Automated ML Testing: Beyond Code Coverage
In traditional software engineering, code is the single point of failure. In Machine Learning, failures can originate from the code, the model, or the data. Automated testing in MLOps ensures all three pillars are resilient.
Validation of Data
Garbage in, garbage out. Models fail silently if input data schemas drift. Before any training or inference occurs, you must assert the structure of your data. Tools like pytest or Great Expectations can ensure column types match, missing values are within thresholds, and categorical values belong to expected sets.
Model Behavior Testing
We cannot simply write tests predicting exact floats, as ML models are statistical. Instead, we write behavioral tests:
- Invariance Tests: Ensure changing a protected attribute (like race or gender) does not alter the prediction.

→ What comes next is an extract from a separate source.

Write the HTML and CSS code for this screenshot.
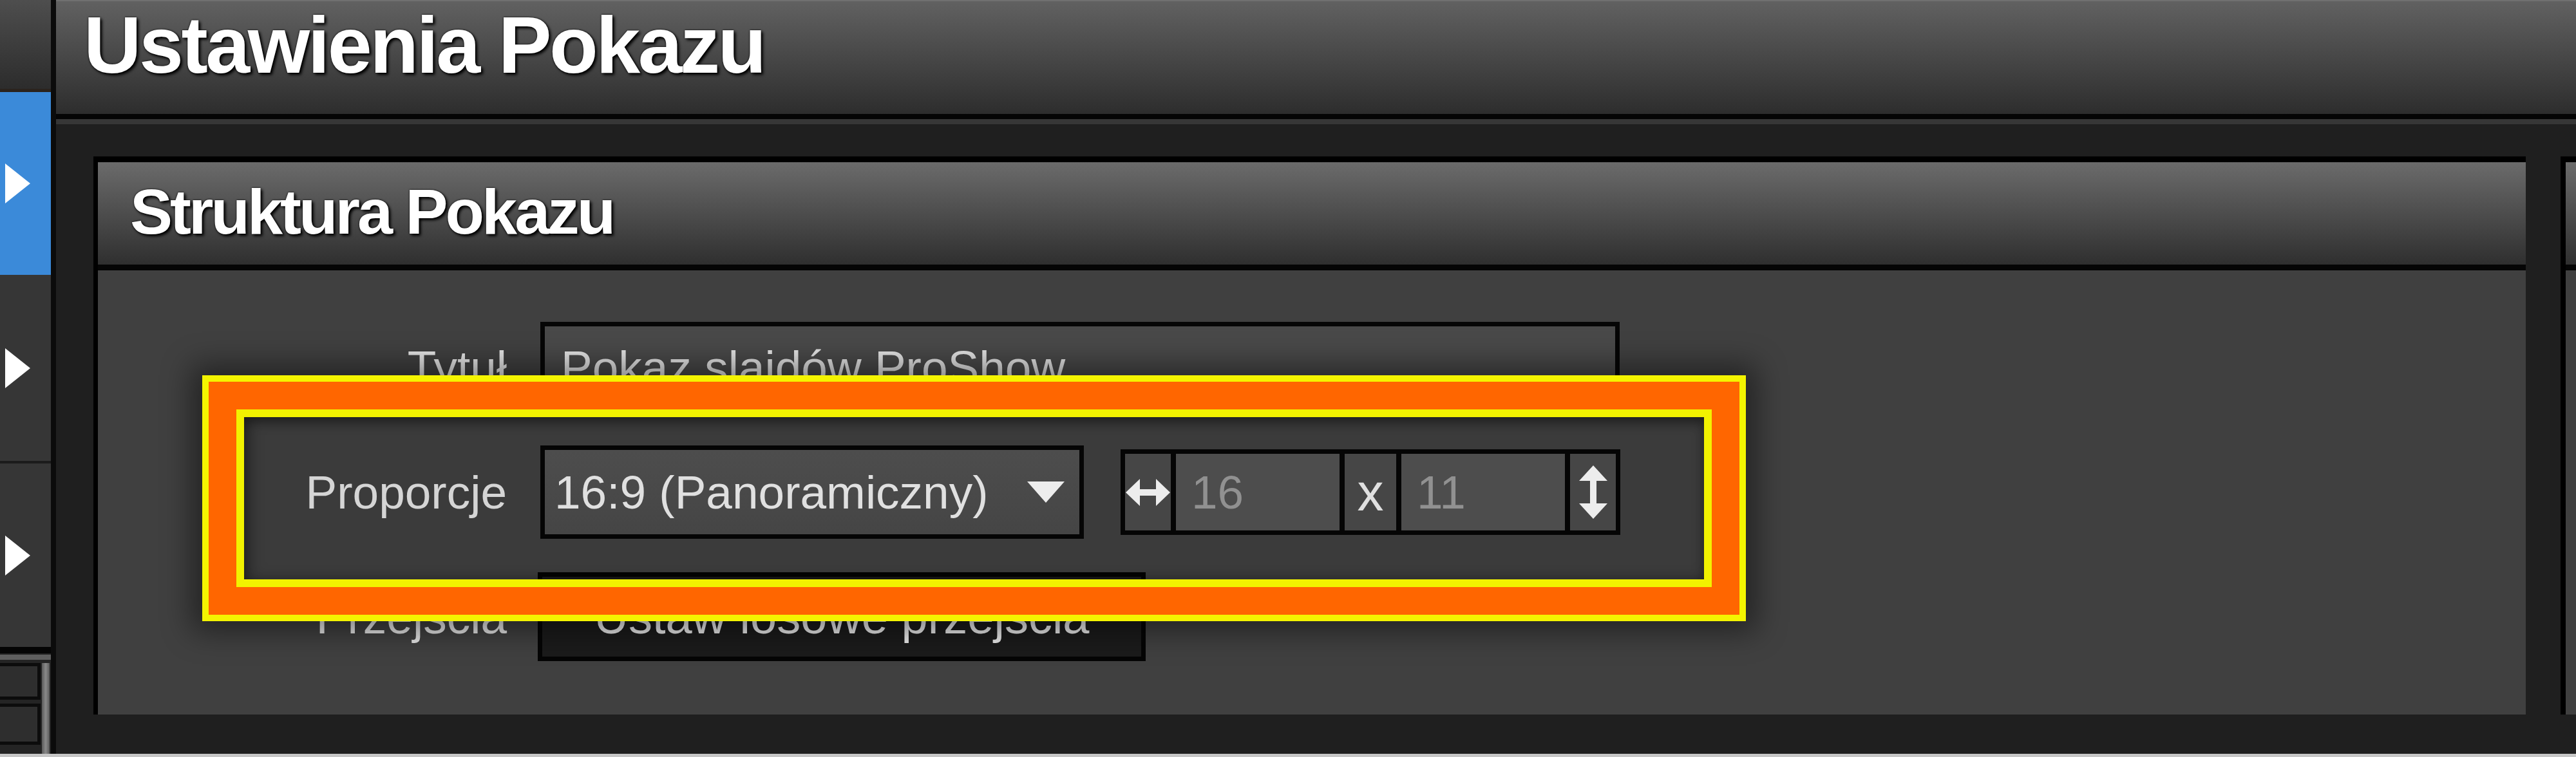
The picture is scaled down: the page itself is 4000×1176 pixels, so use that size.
FILE: index.html
```html
<!DOCTYPE html>
<html lang="pl">
<head>
<meta charset="utf-8">
<title>Ustawienia Pokazu</title>
<link rel="stylesheet" href="styles.css">
</head>
<body>
<div class="app">
  <aside class="sidebar">
    <div class="sb-top"></div>
    <div class="sb-item active">
      <svg class="sb-arrow" width="39" height="62" viewBox="0 0 39 62"><polygon points="0,0 39,31 0,62" fill="#fff"/></svg>
    </div>
    <div class="sb-item second">
      <svg class="sb-arrow" width="39" height="62" viewBox="0 0 39 62"><polygon points="0,0 39,31 0,62" fill="#fff"/></svg>
    </div>
    <div class="sb-item third">
      <svg class="sb-arrow" width="39" height="62" viewBox="0 0 39 62"><polygon points="0,0 39,31 0,62" fill="#fff"/></svg>
    </div>
    <div class="sb-bottom">
      <div class="sb-rule"></div>
      <div class="sb-tools">
        <div class="sb-boxes">
          <div class="sb-box one"></div>
          <div class="sb-box two"></div>
        </div>
        <div class="sb-scroll"></div>
      </div>
    </div>
  </aside>

  <main class="main">
    <header class="topbar">
      <h1 class="page-title">Ustawienia Pokazu</h1>
    </header>
    <div class="topbar-rule"></div>

    <div class="workspace">
      <section class="panel primary">
        <div class="panel-head">
          <h2 class="panel-title">Struktura Pokazu</h2>
        </div>
        <div class="panel-body">
          <div class="form">
            <div class="label">Tytuł</div>
            <div class="text-input">Pokaz slaidów ProShow</div>

            <div class="label">Proporcje</div>
            <div class="ratio-row">
              <div class="dropdown">
                <span class="dropdown-text">16:9 (Panoramiczny)</span>
                <svg class="caret" width="58" height="33" viewBox="0 0 58 33"><polygon points="0,0 58,0 29,33" fill="#fff"/></svg>
              </div>
              <div class="size-group">
                <div class="cell icon-cell">
                  <svg width="69" height="42" viewBox="0 0 69 42"><path d="M0 21 L22 0 L22 16 L47 16 L47 0 L69 21 L47 42 L47 26 L22 26 L22 42 Z" fill="#fff"/></svg>
                </div>
                <div class="cell value-cell">16</div>
                <div class="cell x-cell">x</div>
                <div class="cell value-cell">11</div>
                <div class="cell icon-cell">
                  <svg width="44" height="83" viewBox="0 0 44 83"><path d="M22 0 L44 24 L27 24 L27 59 L44 59 L22 83 L0 59 L17 59 L17 24 L0 24 Z" fill="#fff"/></svg>
                </div>
              </div>
            </div>

            <div class="label">Przejścia</div>
            <div class="button">Ustaw losowe przejścia</div>
          </div>

          <div class="callout">
            <div class="callout-mid">
              <div class="callout-inner"></div>
            </div>
          </div>
        </div>
      </section>

      <section class="panel secondary">
        <div class="panel-head"></div>
        <div class="panel-body"></div>
      </section>
    </div>
  </main>
</div>
<div class="bottom-strip"></div>
</body>
</html>
```

FILE: styles.css
```css
* { box-sizing: border-box; }

html, body {
  margin: 0;
  padding: 0;
}

body {
  width: 4000px;
  height: 1176px;
  overflow: hidden;
  background: #1f1f1f;
  font-family: "Liberation Sans", Arial, sans-serif;
  color: #e8e8e8;
}

.app {
  display: flex;
  height: 1171px;
}

/* ---------- sidebar ---------- */
.sidebar {
  width: 87px;
  flex-shrink: 0;
  border-right: 8px solid #0b0b0b;
  display: flex;
  flex-direction: column;
  background: #2a2a2a;
}

.sb-top {
  height: 143px;
  background: linear-gradient(#4e4e4e, #2c2c2c);
  border-bottom: 5px solid #2b231d;
}

.sb-item {
  display: flex;
  align-items: center;
  padding-left: 8px;
  background: #363636;
}

.sb-item.active {
  height: 284px;
  background: #3b8ad9;
}

.sb-item.second {
  height: 289px;
}

.sb-item.third {
  height: 289px;
  border-top: 4px solid #1b1b1b;
}

.sb-bottom {
  flex: 1;
  border-top: 10px solid #050505;
  background: #242424;
  display: flex;
  flex-direction: column;
}

.sb-rule {
  height: 8px;
  margin-top: 2px;
  background: #5e5e5e;
}

.sb-tools {
  flex: 1;
  display: flex;
  padding-top: 5px;
}

.sb-boxes {
  width: 63px;
  display: flex;
  flex-direction: column;
  gap: 6px;
}

.sb-box {
  border: 5px solid #0c0c0c;
  border-left: none;
  background: #2e2e2e;
}

.sb-box.one { height: 57px; }
.sb-box.two { height: 64px; }

.sb-scroll {
  width: 12px;
  margin-left: 2px;
  background: linear-gradient(90deg, #5a5a5a, #8a8a8a, #5a5a5a);
}

/* ---------- main ---------- */
.main {
  flex: 1;
  display: flex;
  flex-direction: column;
  min-width: 0;
}

.topbar {
  height: 185px;
  border-top: 2px solid #707070;
  border-bottom: 8px solid #050505;
  background: linear-gradient(#616161, #2d2d2d);
  padding-left: 43px;
}

.page-title {
  margin: 0;
  font-size: 124px;
  font-weight: bold;
  letter-spacing: -3.5px;
  line-height: 136px;
  color: #ffffff;
  text-shadow: 3px 3px 4px #000, 0 0 3px #000;
}

.topbar-rule {
  height: 8px;
  background: #363636;
}

.workspace {
  flex: 1;
  display: flex;
  gap: 54px;
  padding: 50px 0 0 58px;
  overflow: hidden;
}

.panel {
  flex-shrink: 0;
  height: 867px;
  display: flex;
  flex-direction: column;
  border-left: 7px solid #000;
  border-top: 9px solid #000;
  background: #404040;
}

.panel.primary { width: 3777px; }
.panel.secondary { width: 200px; border-left-width: 8px; }

.panel-head {
  height: 168px;
  flex-shrink: 0;
  border-bottom: 9px solid #050505;
  background: linear-gradient(#6b6b6b, #2f2f2f);
  padding-left: 50px;
}

.panel-title {
  margin: 0;
  font-size: 99px;
  font-weight: bold;
  letter-spacing: -4px;
  line-height: 153px;
  color: #ffffff;
  text-shadow: 3px 3px 4px #000, 0 0 3px #000;
}

.panel-body {
  flex: 1;
  position: relative;
  padding-top: 80px;
}

/* ---------- form ---------- */
.form {
  display: grid;
  grid-template-columns: 635px max-content;
  column-gap: 52px;
  row-gap: 52px;
  align-items: center;
}

.label {
  text-align: right;
  font-size: 73px;
  color: #e6e6e6;
}

.text-input {
  width: 1676px;
  height: 140px;
  border: 7px solid #060606;
  background: #494949;
  display: flex;
  align-items: center;
  padding-left: 25px;
  font-size: 73px;
  color: #e4e4e4;
}

.ratio-row {
  display: flex;
  align-items: center;
  gap: 57px;
}

.dropdown {
  width: 844px;
  height: 145px;
  border: 7px solid #060606;
  background: linear-gradient(#535353, #4b4b4b);
  display: flex;
  align-items: center;
  justify-content: space-between;
  padding: 0 23px 0 15px;
  font-size: 73px;
  color: #f2f2f2;
}

.size-group {
  display: flex;
  height: 133px;
  border: 7px solid #060606;
  background: #060606;
  gap: 8px;
}

.cell {
  display: flex;
  align-items: center;
  background: #4c4c4c;
}

.icon-cell {
  width: 71px;
  justify-content: center;
}

.value-cell {
  width: 254px;
  background: #535353;
  padding-left: 24px;
  font-size: 73px;
  color: #9c9c9c;
}

.x-cell {
  width: 80px;
  justify-content: center;
  font-size: 82px;
  color: #f2f2f2;
}

.button {
  width: 944px;
  height: 138px;
  margin-left: -4px;
  border: 7px solid #050505;
  background: #1b1b1b;
  display: flex;
  align-items: center;
  justify-content: center;
  font-size: 74px;
  color: #eaeaea;
}

/* ---------- highlight callout ---------- */
.callout {
  position: absolute;
  left: 162px;
  top: 163px;
  width: 2397px;
  height: 382px;
  border: 10px solid #f4f400;
  box-shadow: 0 0 44px 16px rgba(0, 0, 0, 0.45);
  pointer-events: none;
}

.callout-mid {
  height: 100%;
  border: 43px solid #ff6600;
}

.callout-inner {
  height: 100%;
  border: 12px solid #f2f200;
  background: rgba(0, 0, 0, 0.07);
  box-shadow: inset 0 8px 18px rgba(0, 0, 0, 0.4), inset 10px 0 22px rgba(0, 0, 0, 0.25);
}

.bottom-strip {
  height: 5px;
  background: #c6c6c6;
}
```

- Directional Expectations: Ensure that changing an input in a certain direction (e.g., increasing income) moves the prediction in the logical direction (e.g., higher loan approval chance).
API & Integration Testing
Once serialized, a model lives inside an API (like FastAPI or Flask). Integration tests mock HTTP requests to this endpoint, ensuring that the entire pipeline—from receiving a JSON payload, deserializing it, making a prediction, to returning the response—executes within acceptable latency bounds without crashing.
View MLOps Testing Golden Rule+
Never Deploy Without Shadow Testing. Even if all CI/CD unit tests pass, deploy your new model in "shadow mode" first. It receives live traffic and makes predictions, but those predictions are not returned to the user. This allows you to test real-world latency and data distribution without user-facing risks.
🤖 Technical FAQ: ML Testing
Why can't I just use standard unit tests for ML models?
Standard unit tests check deterministic logic (if A, then B). Machine learning models are probabilistic. If you retrain a model, its exact output for a specific record might change from `0.812` to `0.815`. Standard tests would fail, but the model is still correct. You must test boundaries, shapes, and metrics rather than exact values.
What is the difference between Data Drift and Model Testing?
Model Testing (what we do in CI/CD) happens before deployment. It uses static datasets to ensure the model behaves correctly.Data Drift monitoring happens after deployment in production. It continuously checks if live incoming data statistically diverges from the data the model was trained on.